What baffles the police is the frequency with which terrorist facilitators change labels. Often, dormant groups are activated for specific missions. "We can't take any action as we lack evidence," admits a top official. At best the special task force for ISI activities can monitor jehadi groups. But there is no way it can anticipate when impressionable boys like Saleem turn activist and start harbouring terrorists.


An open-ended scheme



A digital image of Abdul Rahman, prime suspect in the shootout at IISc Bangalore on December 30, is displayed by Bangalore Police Commissioner Ajaykumar Singh.


HOLDING back his tears, 75-year-old Maulana Abdul Aleem Islahi recounted the saga in which his eldest son, Mujahid Saleem Azmi (23), was gunned down by a Gujarat Police squad right in front of the Andhra Pradesh State Police headquarters in Hyderabad over a year ago.

Islahi is among the scores of kin of Muslims who strayed to the path of jehadi violence in the State in an ideological reaction to the terror perpetrated by the state itself.

The State police have busted 24 ISI-backed operations and arrested 170 youth in specific cases since Islamic fundamentalism raised its head in the aftermath of the Babri Masjid demolition.

During this time the militants were based mostly in Hyderabad and to some extent in Nalgonda. A suspected Lashkar-e-Taiba operative, Abdul Rahman, was picked up by the Bangalore Police in Nalgonda in connection with the recent shootout at the Indian Institute of Science (IISc).

The police argue that organisations such as the Darsgah Jehad-o-Shahadat (DJS) and the Tahreek Tahfooz Shaer-e-Islam (TTSI) have been breeding centres for Islamic militancy. They claim that high-profile militants have usually been trained by both organsiations, the DJS in martial arts and TTSI for militant mentality.
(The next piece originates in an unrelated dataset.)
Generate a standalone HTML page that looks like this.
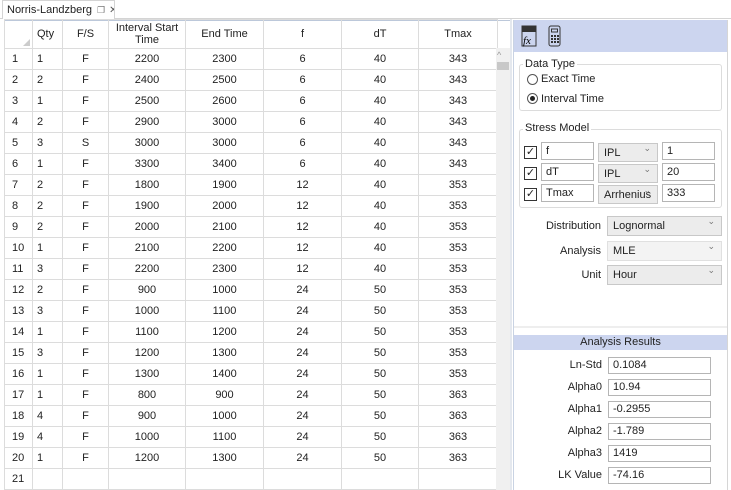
<!DOCTYPE html><html><head><style>
*{box-sizing:border-box;margin:0;padding:0}
body{width:731px;height:490px;overflow:hidden;background:#fff;font-family:"Liberation Sans",sans-serif;font-size:11px;color:#222;position:relative}
.a{position:absolute}
table{border-collapse:collapse;table-layout:fixed}
td{border:1px solid #dcdcdc;height:21px;text-align:center;padding:0;white-space:nowrap}
td.rh{text-align:left;padding-left:7px;background:#fff}
td.q{text-align:left;padding-left:4px}
tr.h td{height:29px;line-height:12px}
.inp{position:absolute;border:1px solid #b5b5b5;background:#fff;height:18px;padding:2px 4px;font-size:11px}
.sel{position:absolute;border:1px solid #c8c8c8;background:#ececec;height:19px;padding:3px 5px;font-size:11px}
.sel:after{content:"\2304";position:absolute;right:6px;top:-1px;font-size:9px;color:#777}
.cb{position:absolute;width:13px;height:13px;border:1px solid #333;background:#fff;font-size:11px;line-height:11px;text-align:center}
.lbl{position:absolute;text-align:right;font-size:11px}
</style></head><body>
<div class="a" style="left:0;top:0;width:731px;height:19px;border-bottom:1px solid #d4d4d4"></div>
<div class="a" style="left:2px;top:0;width:113px;height:19px;border:1px solid #d4d4d4;border-bottom:none;background:#fff;padding:3px 4px;font-size:11px;white-space:nowrap;overflow:hidden">Norris-Landzberg<span style="color:#777;font-size:9px;margin-left:5px">&#x2750;</span><span style="color:#555;margin-left:4px;font-size:10px">✕</span></div>
<div class="a" style="left:4px;top:20px;width:507px;height:470px;border-left:1px solid #bcc8da;border-top:1px solid #bcc8da"></div>
<table class="a" style="left:4px;top:19px;width:493px">
<colgroup><col style="width:28px"><col style="width:30px"><col style="width:46px"><col style="width:77px"><col style="width:78px"><col style="width:78px"><col style="width:77px"><col style="width:79px"></colgroup>
<tr class="h"><td style="position:relative"><span style="position:absolute;right:2px;bottom:2px;border-left:7px solid transparent;border-bottom:7px solid #ccc"></span></td><td class="q">Qty</td><td>F/S</td><td>Interval Start<br>Time</td><td>End Time</td><td>f</td><td>dT</td><td>Tmax</td></tr>
<tr><td class="rh">1</td><td class="q">1</td><td>F</td><td>2200</td><td>2300</td><td>6</td><td>40</td><td>343</td></tr>
<tr><td class="rh">2</td><td class="q">2</td><td>F</td><td>2400</td><td>2500</td><td>6</td><td>40</td><td>343</td></tr>
<tr><td class="rh">3</td><td class="q">1</td><td>F</td><td>2500</td><td>2600</td><td>6</td><td>40</td><td>343</td></tr>
<tr><td class="rh">4</td><td class="q">2</td><td>F</td><td>2900</td><td>3000</td><td>6</td><td>40</td><td>343</td></tr>
<tr><td class="rh">5</td><td class="q">3</td><td>S</td><td>3000</td><td>3000</td><td>6</td><td>40</td><td>343</td></tr>
<tr><td class="rh">6</td><td class="q">1</td><td>F</td><td>3300</td><td>3400</td><td>6</td><td>40</td><td>343</td></tr>
<tr><td class="rh">7</td><td class="q">2</td><td>F</td><td>1800</td><td>1900</td><td>12</td><td>40</td><td>353</td></tr>
<tr><td class="rh">8</td><td class="q">2</td><td>F</td><td>1900</td><td>2000</td><td>12</td><td>40</td><td>353</td></tr>
<tr><td class="rh">9</td><td class="q">2</td><td>F</td><td>2000</td><td>2100</td><td>12</td><td>40</td><td>353</td></tr>
<tr><td class="rh">10</td><td class="q">1</td><td>F</td><td>2100</td><td>2200</td><td>12</td><td>40</td><td>353</td></tr>
<tr><td class="rh">11</td><td class="q">3</td><td>F</td><td>2200</td><td>2300</td><td>12</td><td>40</td><td>353</td></tr>
<tr><td class="rh">12</td><td class="q">2</td><td>F</td><td>900</td><td>1000</td><td>24</td><td>50</td><td>353</td></tr>
<tr><td class="rh">13</td><td class="q">3</td><td>F</td><td>1000</td><td>1100</td><td>24</td><td>50</td><td>353</td></tr>
<tr><td class="rh">14</td><td class="q">1</td><td>F</td><td>1100</td><td>1200</td><td>24</td><td>50</td><td>353</td></tr>
<tr><td class="rh">15</td><td class="q">3</td><td>F</td><td>1200</td><td>1300</td><td>24</td><td>50</td><td>353</td></tr>
<tr><td class="rh">16</td><td class="q">1</td><td>F</td><td>1300</td><td>1400</td><td>24</td><td>50</td><td>353</td></tr>
<tr><td class="rh">17</td><td class="q">1</td><td>F</td><td>800</td><td>900</td><td>24</td><td>50</td><td>363</td></tr>
<tr><td class="rh">18</td><td class="q">4</td><td>F</td><td>900</td><td>1000</td><td>24</td><td>50</td><td>363</td></tr>
<tr><td class="rh">19</td><td class="q">4</td><td>F</td><td>1000</td><td>1100</td><td>24</td><td>50</td><td>363</td></tr>
<tr><td class="rh">20</td><td class="q">1</td><td>F</td><td>1200</td><td>1300</td><td>24</td><td>50</td><td>363</td></tr>
<tr><td class="rh">21</td><td class="q"></td><td></td><td></td><td></td><td></td><td></td><td></td></tr>
</table>
<div class="a" style="left:496px;top:48px;width:14px;height:442px;background:#f0f0f0"></div>
<div class="a" style="left:497px;top:50px;font-size:9px;color:#999">^</div>
<div class="a" style="left:497px;top:62px;width:12px;height:8px;background:#c8c8c8"></div>
<div class="a" style="left:510px;top:19px;width:2px;height:471px;background:#e4e8ee"></div>
<div class="a" style="left:513px;top:20px;width:215px;height:470px;border-left:1px solid #c9d3e3;border-right:1px solid #d6d6d6"></div>
<div class="a" style="left:514px;top:20px;width:213px;height:32px;background:#ccd5ef"></div>
<svg class="a" style="left:521px;top:25px" width="50" height="24"><rect x="1" y="1" width="14" height="6" fill="#333"/><g fill="none" stroke="#333"><rect x="1" y="1" width="14" height="20"/><rect x="28" y="1" width="11" height="20" rx="2"/><rect x="30.5" y="4" width="6" height="3"/></g><text x="2" y="19" font-size="11" font-style="italic" font-family="Liberation Serif">fx</text><g fill="#333"><rect x="30" y="10" width="2" height="2"/><rect x="33" y="10" width="2" height="2"/><rect x="36" y="10" width="2" height="2"/><rect x="30" y="13" width="2" height="2"/><rect x="33" y="13" width="2" height="2"/><rect x="36" y="13" width="2" height="2"/><rect x="30" y="16" width="2" height="2"/><rect x="33" y="16" width="2" height="2"/><rect x="36" y="16" width="2" height="2"/></g></svg>
<div class="a" style="left:519px;top:64px;width:203px;height:47px;border:1px solid #dcdcdc;border-radius:3px"></div>
<div class="a" style="left:523px;top:58px;background:#fff;padding:0 2px">Data Type</div>
<div class="a" style="left:527px;top:74px;width:11px;height:11px;border:1px solid #555;border-radius:50%"></div>
<div class="a" style="left:541px;top:73px">Exact Time</div>
<div class="a" style="left:527px;top:93px;width:11px;height:11px;border:1px solid #555;border-radius:50%"><div style="margin:2px;width:5px;height:5px;border-radius:50%;background:#222"></div></div>
<div class="a" style="left:541px;top:93px">Interval Time</div>
<div class="a" style="left:519px;top:129px;width:203px;height:79px;border:1px solid #dcdcdc;border-radius:3px"></div>
<div class="a" style="left:523px;top:122px;background:#fff;padding:0 2px">Stress Model</div>
<div class="cb" style="left:524px;top:146px">✓</div><div class="inp" style="left:541px;top:142px;width:53px">f</div><div class="sel" style="left:598px;top:143px;width:60px">IPL</div><div class="inp" style="left:662px;top:142px;width:53px">1</div>
<div class="cb" style="left:524px;top:167px">✓</div><div class="inp" style="left:541px;top:163px;width:53px">dT</div><div class="sel" style="left:598px;top:164px;width:60px">IPL</div><div class="inp" style="left:662px;top:163px;width:53px">20</div>
<div class="cb" style="left:524px;top:188px">✓</div><div class="inp" style="left:541px;top:184px;width:53px">Tmax</div><div class="sel" style="left:598px;top:185px;width:60px">Arrhenius</div><div class="inp" style="left:662px;top:184px;width:53px">333</div>
<div class="lbl" style="left:520px;width:81px;top:220px">Distribution</div><div class="sel" style="left:607px;top:216px;width:115px;height:20px">Lognormal</div>
<div class="lbl" style="left:520px;width:81px;top:245px">Analysis</div><div class="sel" style="left:607px;top:241px;width:115px;height:20px;background:#f3f3f3;border-color:#e0e0e0">MLE</div>
<div class="lbl" style="left:520px;width:81px;top:269px">Unit</div><div class="sel" style="left:607px;top:265px;width:115px;height:20px">Hour</div>
<div class="a" style="left:514px;top:326px;width:213px;height:2px;background:#eee"></div>
<div class="a" style="left:514px;top:335px;width:213px;height:15px;background:#ccd5ef;text-align:center;line-height:15px">Analysis Results</div>
<div class="lbl" style="left:540px;width:62px;top:359px">Ln-Std</div><div class="inp" style="left:608px;top:357px;width:103px;height:17px;padding-top:1px">0.1084</div>
<div class="lbl" style="left:540px;width:62px;top:381px">Alpha0</div><div class="inp" style="left:608px;top:379px;width:103px;height:17px;padding-top:1px">10.94</div>
<div class="lbl" style="left:540px;width:62px;top:403px">Alpha1</div><div class="inp" style="left:608px;top:401px;width:103px;height:17px;padding-top:1px">-0.2955</div>
<div class="lbl" style="left:540px;width:62px;top:425px">Alpha2</div><div class="inp" style="left:608px;top:423px;width:103px;height:17px;padding-top:1px">-1.789</div>
<div class="lbl" style="left:540px;width:62px;top:447px">Alpha3</div><div class="inp" style="left:608px;top:445px;width:103px;height:17px;padding-top:1px">1419</div>
<div class="lbl" style="left:540px;width:62px;top:469px">LK Value</div><div class="inp" style="left:608px;top:467px;width:103px;height:17px;padding-top:1px">-74.16</div>
</body></html>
The police arrested a mechanic and TTSI activist Shakeel in connection with the recent suicide bombing at the Hyderabad Police Commissioner's Task Force. Shakeel is also employed in the workshop of the TTSI founder-president Maulana Naseeruddin, who is lodged in the Sabarmati jail after he was booked in the Gujarat conspiracy case.

Muslim leaders describe the case as part of an "open-ended scheme" of the Gujarat Police to pick up people from Andhra Pradesh for riots in that State. They say that so far 18 persons have been arrested and 40 more are wanted.

The cases of the human bomb from Bangladesh, Mohtaseem Bilal, who blew himself up at the Commissioner's Task Force, and the alleged Hizbul Mujahideen activist, Mujeeb Ahmed, are being pursued by the police. It was Mujeeb Ahmed who set the tone for Islamic fundamentalist violence, by gunning down Additional Superintendent of Police Krishna Prasad in 1992. He and his brother, who was killed, allegedly procured an AK-47 rifle from the Jammu Kashmir Liberation Front (JKLF).

Mujeeb Ahmed was jailed in the case but was granted remission of sentence by the State government for good conduct on the eve of Independence Day in 2004. Mujeeb Ahmed was said to be in touch with the Hizbul Mujahideen chief, Salahuddin, while he was serving his sentence in jail. He renewed his contacts with the cadre of the organisation after his release. The police booked a case against him under the Indian Telegraphic Act after recovering a satellite phone and compact discs containing seditious speeches.

In 1993, a doctor from Mumbai, Jalees Ansari, carried out five explosions in and around Hyderabad, marking a change in tactics by fundamentalists.

Azam Ghouri and Asghar Ali are others who have taken the jehadi movement forward. Asghar Ali was a petty criminal who came in contact with Mujeeb Ahmed in jail. On his release, Asghar Ali procured weapons and Research Department Explosives (RDX) from Kashmir with the help of contacts introduced to him by Mujeeb Ahmed.

The Indian Muslim Mohammedi Mujahideen (IMMM) and the Deendar Anjuman, Muslim Jihadi group that actively converted Veerashaiva Lingayat Hindus to Islam and headquartered at Gadag in Karnataka, fuelled the movement in subsequent years. The Anjuman's chief, Zia-ul-Hasan, is said to have settled in Pakistan after migrating from Hyderabad. The sect allegedly aims to destroy the Indian economy through jehad. It carried out several explosions in the State, including in churches and mosques.